Tapis

Tatlin, grande, belle, rieuse. J’ai oublié mon pan­talon, ma coquille, nous répé­tons des défens­es de Krav Maga, nous com­bat­tons. C’est dimanche après-midi, la salle de boxe est vide. Face aux miroirs nous entraînons les coups de pied, les étran­gle­ments, les parades con­tre couteau. Nous gar­dons le plus dif­fi­cile pour la fin, les chutes, les roulades. Je viens de dis­pos­er le mate­las au sol quand la porte s’ou­vre. Survient Mohammed, l’en­traîneur de boxe. Sur­pris, plus que cela, gêné. Il appelle der­rière lui. Trot­tin­nent deux femmes âgées en tchador. Il voulait mon­tr­er sa salle de tra­vail. Pour être dis­cret, il a choisi le dimanche et nous voici. Tatlin et moi sommes tous deux ses élèves. Lui est un excel­lent maître de boxe.

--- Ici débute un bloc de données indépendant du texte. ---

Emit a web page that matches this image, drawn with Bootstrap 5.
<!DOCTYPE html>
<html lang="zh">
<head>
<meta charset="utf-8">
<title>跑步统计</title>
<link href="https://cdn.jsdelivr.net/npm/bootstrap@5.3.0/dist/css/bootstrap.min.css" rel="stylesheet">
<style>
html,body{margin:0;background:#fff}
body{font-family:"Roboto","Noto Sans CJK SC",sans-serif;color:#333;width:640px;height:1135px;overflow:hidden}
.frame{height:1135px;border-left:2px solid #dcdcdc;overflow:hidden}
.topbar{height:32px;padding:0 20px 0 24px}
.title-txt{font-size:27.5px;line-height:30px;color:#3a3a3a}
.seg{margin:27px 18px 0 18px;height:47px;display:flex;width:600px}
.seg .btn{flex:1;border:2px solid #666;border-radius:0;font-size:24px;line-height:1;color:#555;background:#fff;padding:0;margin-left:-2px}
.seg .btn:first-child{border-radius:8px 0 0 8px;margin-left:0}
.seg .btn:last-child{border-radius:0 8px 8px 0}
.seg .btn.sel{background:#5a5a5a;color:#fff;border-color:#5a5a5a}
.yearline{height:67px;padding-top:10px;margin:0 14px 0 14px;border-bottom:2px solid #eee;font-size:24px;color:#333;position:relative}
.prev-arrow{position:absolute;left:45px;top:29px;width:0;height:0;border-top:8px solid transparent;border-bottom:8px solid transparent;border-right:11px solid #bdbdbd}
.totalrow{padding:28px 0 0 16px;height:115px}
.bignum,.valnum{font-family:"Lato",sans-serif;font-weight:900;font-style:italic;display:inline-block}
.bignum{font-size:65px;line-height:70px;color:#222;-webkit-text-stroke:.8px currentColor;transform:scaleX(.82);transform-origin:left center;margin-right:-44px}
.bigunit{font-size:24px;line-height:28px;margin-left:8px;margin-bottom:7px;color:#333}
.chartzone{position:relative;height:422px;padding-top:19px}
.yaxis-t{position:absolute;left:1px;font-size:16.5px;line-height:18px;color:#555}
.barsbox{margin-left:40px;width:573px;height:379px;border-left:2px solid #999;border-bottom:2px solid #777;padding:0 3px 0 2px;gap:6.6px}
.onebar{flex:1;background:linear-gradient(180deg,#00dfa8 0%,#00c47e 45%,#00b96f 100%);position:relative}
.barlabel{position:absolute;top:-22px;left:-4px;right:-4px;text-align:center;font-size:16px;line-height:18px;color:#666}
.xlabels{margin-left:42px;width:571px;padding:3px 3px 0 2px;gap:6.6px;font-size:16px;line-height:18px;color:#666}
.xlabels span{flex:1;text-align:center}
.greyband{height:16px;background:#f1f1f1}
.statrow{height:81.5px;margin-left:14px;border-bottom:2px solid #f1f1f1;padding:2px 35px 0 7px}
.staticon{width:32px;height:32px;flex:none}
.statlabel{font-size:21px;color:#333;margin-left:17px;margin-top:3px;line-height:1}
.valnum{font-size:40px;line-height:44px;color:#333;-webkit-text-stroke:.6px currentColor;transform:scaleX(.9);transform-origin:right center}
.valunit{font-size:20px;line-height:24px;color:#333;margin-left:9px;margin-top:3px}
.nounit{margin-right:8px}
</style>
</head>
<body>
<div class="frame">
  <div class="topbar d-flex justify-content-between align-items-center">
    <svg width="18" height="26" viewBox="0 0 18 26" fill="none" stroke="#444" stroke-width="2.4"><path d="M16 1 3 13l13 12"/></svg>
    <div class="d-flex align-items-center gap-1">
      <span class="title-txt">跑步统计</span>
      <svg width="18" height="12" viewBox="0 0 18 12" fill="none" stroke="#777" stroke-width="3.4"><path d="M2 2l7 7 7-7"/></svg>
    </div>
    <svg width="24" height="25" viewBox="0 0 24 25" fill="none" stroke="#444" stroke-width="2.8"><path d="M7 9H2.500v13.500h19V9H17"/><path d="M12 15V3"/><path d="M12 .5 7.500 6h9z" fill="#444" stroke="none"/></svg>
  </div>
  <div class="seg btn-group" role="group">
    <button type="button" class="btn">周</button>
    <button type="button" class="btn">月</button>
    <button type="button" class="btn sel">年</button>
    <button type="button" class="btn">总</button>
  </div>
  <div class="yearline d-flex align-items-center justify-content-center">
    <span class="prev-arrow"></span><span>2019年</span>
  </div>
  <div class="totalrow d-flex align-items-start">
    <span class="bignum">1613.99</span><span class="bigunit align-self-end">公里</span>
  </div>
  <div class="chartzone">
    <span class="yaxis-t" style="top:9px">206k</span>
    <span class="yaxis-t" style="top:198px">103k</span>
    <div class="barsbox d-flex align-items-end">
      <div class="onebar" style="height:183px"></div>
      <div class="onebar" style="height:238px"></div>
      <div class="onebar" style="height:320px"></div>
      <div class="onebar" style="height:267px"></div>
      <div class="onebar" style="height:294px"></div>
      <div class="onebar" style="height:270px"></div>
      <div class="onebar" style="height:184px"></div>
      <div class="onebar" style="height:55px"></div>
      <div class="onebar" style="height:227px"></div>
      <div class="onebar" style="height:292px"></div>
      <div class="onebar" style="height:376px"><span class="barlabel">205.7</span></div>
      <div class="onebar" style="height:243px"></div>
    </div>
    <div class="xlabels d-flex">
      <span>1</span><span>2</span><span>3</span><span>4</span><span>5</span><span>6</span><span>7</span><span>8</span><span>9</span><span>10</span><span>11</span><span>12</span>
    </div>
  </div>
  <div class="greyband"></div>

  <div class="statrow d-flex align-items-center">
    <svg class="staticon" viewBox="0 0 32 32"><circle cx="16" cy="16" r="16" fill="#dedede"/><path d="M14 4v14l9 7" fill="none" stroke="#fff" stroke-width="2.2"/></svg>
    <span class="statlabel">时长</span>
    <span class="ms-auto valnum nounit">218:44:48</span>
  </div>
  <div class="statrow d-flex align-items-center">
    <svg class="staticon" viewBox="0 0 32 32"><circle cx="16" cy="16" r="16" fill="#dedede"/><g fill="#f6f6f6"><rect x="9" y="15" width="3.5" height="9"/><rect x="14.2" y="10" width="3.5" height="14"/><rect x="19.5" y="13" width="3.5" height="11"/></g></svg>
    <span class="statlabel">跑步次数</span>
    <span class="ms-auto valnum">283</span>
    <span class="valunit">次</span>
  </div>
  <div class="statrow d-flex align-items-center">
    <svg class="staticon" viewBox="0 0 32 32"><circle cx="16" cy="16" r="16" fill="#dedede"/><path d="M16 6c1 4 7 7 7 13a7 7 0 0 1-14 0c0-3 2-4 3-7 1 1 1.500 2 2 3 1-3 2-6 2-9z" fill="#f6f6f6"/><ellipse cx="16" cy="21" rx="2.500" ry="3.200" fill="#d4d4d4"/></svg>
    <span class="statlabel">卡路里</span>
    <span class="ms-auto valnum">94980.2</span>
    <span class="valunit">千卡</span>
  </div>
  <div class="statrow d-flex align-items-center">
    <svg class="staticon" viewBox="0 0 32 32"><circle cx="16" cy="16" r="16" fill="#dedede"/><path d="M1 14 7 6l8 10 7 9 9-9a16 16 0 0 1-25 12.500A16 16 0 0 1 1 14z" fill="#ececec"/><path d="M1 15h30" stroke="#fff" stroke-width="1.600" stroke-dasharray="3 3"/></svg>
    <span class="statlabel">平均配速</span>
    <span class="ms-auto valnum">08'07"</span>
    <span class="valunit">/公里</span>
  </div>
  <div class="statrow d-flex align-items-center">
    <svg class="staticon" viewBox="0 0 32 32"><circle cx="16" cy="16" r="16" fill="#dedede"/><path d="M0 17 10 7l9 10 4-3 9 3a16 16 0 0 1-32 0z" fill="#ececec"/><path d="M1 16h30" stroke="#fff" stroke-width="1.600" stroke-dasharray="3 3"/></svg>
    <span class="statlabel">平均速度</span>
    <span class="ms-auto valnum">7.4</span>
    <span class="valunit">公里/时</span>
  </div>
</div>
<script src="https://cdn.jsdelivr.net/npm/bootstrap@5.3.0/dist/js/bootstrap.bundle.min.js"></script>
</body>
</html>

Nous salu­ons, puis con­tin­uons nos exer­ci­ces. Du coin de l’œil, j’ob­serve Mohammed. Et je vois ce que c’est: il lève le rideau qui ferme la pièce latérale, mon­tre à ces grand-mères débar­quées du bled le tapis. Il n’a pas oublié, il est un bon musul­man. Il prie. Les dis­cours lénifi­ants n’y peu­vent rien: ni inté­gra­tion ni inclu­sion, le sens de la cul­ture démoc­ra­tique leur échappe, l’échec est programmé.